Ateş ölüm, yıkım, ıstırap, yaşammış. Şeffaf, esrarlı, bilinmez, elle tutulmaz olsa da, parmaklarla gölge oyunları oynarmış. Yaktığı her yeri temizlemiş, arındırmış, aydınlatmış. Kilise babaları İsa’ya, lucifer, lampas, lumen, lux, sol iustitiae, sol novus, stella adlarını bundan vermiş. Hepsi de ışık, güneş ve ateşten ibaretmiş. Peygamberler devrinden modern siyasal liderlere, milattan evvelden milenyuma, bir dinin, fikrin, ideolojinin takipçileri, liderlerine zaten hep “güneşimiz” demiş. İlahi ateş derken, canlı-kanlı Simyacı’nın marifeti de ateşmiş.

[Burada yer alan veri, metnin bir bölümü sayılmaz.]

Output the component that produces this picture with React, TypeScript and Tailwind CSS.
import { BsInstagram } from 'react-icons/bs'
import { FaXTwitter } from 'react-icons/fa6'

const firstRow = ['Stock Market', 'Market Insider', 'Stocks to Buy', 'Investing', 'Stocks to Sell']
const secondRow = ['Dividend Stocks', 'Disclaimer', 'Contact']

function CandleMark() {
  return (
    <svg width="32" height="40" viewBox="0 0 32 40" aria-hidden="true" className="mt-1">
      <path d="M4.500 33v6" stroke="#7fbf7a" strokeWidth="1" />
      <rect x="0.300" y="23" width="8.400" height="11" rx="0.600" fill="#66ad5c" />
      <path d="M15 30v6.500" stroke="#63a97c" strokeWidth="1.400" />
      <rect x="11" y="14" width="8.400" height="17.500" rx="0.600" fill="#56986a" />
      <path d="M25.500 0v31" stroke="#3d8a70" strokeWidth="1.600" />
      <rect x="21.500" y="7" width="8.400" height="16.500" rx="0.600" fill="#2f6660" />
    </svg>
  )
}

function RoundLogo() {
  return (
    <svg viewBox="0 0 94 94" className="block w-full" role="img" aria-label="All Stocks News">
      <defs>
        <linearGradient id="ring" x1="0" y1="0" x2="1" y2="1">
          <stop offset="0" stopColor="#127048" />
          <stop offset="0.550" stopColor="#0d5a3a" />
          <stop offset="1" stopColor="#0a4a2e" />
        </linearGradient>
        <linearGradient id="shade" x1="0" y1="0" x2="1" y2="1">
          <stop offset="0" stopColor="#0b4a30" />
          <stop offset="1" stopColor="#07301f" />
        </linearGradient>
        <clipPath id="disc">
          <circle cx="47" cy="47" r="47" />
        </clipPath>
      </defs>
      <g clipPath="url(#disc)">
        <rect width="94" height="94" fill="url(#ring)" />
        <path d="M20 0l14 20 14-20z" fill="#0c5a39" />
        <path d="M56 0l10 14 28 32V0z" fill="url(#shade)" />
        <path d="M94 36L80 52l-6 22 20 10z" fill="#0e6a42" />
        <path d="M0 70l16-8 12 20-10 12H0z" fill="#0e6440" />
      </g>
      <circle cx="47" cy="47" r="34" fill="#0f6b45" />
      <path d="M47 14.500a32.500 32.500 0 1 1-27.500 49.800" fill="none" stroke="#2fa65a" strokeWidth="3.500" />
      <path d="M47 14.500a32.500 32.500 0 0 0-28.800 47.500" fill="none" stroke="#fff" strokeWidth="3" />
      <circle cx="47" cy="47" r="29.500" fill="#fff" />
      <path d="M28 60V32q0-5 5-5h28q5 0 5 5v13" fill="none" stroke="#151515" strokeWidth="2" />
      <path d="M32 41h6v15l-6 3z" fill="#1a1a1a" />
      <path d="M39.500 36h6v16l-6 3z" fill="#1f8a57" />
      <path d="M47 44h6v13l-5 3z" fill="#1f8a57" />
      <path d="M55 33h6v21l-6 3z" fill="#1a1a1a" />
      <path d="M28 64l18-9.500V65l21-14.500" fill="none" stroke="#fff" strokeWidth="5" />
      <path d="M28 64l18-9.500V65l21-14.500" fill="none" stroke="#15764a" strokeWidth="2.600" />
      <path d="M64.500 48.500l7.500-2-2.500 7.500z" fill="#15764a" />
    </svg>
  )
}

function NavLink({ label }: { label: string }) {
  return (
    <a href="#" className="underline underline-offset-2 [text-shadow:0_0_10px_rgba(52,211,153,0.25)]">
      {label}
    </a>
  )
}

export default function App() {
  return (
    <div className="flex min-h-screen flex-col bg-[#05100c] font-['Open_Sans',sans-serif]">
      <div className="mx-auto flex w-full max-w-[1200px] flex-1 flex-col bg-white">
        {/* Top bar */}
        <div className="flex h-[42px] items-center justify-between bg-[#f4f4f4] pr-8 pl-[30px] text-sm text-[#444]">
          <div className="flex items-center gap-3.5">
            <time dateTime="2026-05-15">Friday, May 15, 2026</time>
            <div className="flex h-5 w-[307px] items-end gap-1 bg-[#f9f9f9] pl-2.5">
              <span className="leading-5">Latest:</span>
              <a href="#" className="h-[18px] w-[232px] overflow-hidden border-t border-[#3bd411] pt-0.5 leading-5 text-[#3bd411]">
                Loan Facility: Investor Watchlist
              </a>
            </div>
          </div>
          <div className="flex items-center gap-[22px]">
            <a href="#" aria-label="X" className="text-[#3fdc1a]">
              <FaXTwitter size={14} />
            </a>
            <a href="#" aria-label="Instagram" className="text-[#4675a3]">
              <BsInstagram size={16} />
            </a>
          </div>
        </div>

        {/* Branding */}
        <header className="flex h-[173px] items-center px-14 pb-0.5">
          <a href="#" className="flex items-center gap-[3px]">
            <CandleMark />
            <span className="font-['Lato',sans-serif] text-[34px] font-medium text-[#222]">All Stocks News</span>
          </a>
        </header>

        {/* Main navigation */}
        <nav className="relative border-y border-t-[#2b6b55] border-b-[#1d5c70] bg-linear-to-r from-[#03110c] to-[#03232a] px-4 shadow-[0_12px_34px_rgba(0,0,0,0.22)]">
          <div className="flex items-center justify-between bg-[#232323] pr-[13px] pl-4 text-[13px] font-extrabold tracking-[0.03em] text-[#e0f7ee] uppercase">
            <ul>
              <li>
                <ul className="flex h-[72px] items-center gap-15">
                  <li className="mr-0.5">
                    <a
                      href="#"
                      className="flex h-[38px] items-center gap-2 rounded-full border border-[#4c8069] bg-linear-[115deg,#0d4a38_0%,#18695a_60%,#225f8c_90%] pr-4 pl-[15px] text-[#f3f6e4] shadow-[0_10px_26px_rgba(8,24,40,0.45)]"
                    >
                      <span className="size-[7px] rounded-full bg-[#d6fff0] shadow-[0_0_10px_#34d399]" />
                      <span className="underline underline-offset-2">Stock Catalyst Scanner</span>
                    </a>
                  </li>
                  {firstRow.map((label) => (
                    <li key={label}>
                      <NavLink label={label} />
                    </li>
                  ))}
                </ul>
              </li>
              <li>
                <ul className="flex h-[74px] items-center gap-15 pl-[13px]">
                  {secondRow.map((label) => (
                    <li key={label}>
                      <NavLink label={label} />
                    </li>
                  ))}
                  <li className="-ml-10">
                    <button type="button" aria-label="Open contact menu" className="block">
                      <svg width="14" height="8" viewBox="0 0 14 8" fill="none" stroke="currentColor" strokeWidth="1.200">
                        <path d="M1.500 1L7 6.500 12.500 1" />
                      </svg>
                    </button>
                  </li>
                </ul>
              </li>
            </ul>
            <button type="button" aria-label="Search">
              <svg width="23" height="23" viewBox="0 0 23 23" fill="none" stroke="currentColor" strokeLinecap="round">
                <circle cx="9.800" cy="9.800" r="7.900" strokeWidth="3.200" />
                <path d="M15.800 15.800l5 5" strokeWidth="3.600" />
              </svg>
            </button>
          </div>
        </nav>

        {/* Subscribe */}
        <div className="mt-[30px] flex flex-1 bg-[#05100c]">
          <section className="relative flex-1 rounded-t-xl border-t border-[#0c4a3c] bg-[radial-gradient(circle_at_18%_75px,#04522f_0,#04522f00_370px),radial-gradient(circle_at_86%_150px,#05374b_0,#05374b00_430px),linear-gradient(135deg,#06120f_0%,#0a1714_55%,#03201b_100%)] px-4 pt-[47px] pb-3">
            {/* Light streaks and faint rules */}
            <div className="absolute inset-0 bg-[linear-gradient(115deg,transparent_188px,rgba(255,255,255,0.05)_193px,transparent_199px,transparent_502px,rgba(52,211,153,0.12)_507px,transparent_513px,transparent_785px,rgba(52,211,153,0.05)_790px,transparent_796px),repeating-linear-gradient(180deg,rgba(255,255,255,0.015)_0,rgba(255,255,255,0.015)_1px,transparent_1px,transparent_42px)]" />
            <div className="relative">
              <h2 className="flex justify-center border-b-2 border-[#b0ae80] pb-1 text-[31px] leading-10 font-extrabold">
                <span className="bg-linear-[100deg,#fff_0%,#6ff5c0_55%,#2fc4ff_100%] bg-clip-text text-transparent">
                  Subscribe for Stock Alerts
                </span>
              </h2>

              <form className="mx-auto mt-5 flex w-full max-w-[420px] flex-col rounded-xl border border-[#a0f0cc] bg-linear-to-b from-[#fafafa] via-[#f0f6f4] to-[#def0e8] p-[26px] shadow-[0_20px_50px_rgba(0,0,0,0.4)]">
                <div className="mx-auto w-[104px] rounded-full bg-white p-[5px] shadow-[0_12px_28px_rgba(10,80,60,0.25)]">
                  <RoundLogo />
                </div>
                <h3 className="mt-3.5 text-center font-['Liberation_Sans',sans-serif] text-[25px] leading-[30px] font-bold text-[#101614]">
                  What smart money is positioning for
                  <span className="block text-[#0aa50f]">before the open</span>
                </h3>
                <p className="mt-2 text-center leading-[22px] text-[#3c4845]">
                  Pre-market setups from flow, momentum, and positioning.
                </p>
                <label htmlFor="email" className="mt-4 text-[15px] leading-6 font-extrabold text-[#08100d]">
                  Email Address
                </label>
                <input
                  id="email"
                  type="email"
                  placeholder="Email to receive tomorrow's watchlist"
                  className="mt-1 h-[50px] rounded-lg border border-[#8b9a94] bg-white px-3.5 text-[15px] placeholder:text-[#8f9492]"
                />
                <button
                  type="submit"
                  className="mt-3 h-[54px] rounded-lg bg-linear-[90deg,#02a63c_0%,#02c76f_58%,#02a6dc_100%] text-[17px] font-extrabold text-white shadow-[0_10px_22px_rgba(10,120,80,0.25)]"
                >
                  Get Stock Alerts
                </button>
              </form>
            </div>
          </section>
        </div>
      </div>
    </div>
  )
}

Dante’nin Cehennemi’nde sapkınlar için ateşten mezarlar varmış. Kâfirler, Sodomistler, dini makamları alıp satanlar baş aşağı tutulur, ayakları yakılır, ateşten zifte daldırılıp çıkarılırlarmış. Aziz Alfonso’nun tasvirinde, lanetlenmiş olanların altında, üstünde, çevresinde hep ateşten uçurumlar dururmuş. Dokunan, görülen, nefes alınan her şey sırf ateşmiş.

Yüzyıllarca, Ortaçağ’daki sapkınlardan, on sekizinci yüzyıla uzanan Cadılar’a kadar birçok kişi kazığa bağlanıp yakılmış. Biri de otuz yıl evvel bizde ağaca bağlanan Behzat Firikmiş. Ağaç Behzat’a yanmış. Ateş, birisi idam mangasının karşısına dikildiğinde verilen son emir, ölüm yolcusunun duyduğu son insan sesiymiş. Sadece insanlar değil, mesela Naziler ya da on iki eylülcüler kitapları yakmış. Don Kişot’un kitapları, Elias Cannetti’nin kitaplığı, Fahrenheit 451’deki mahkûm edilmiş kitaplar hep ateşle yanmış.

Ateş kötülüğün nişanıymış. Kıyamet ateşle kopacakmış. Hava ve su kirlenecek, ateş her şeyi önüne katıp yakacakmış. Kobane’de yanan ateş, göğe yükselen dumanlar her yanı sarmış. Bu ateşi, ne Dante’nin Cehennemi, ne Alfonso’nun hayali görmemişmiş. Laç’ın karşısındaki top, bizimkilerin ensesindeki namlu, Eski Romalıların döktüğü su karşısında halt etmiş.

*Heq adıre aşiri wedaro: Allah aşiretlerin ocağını söndürsün!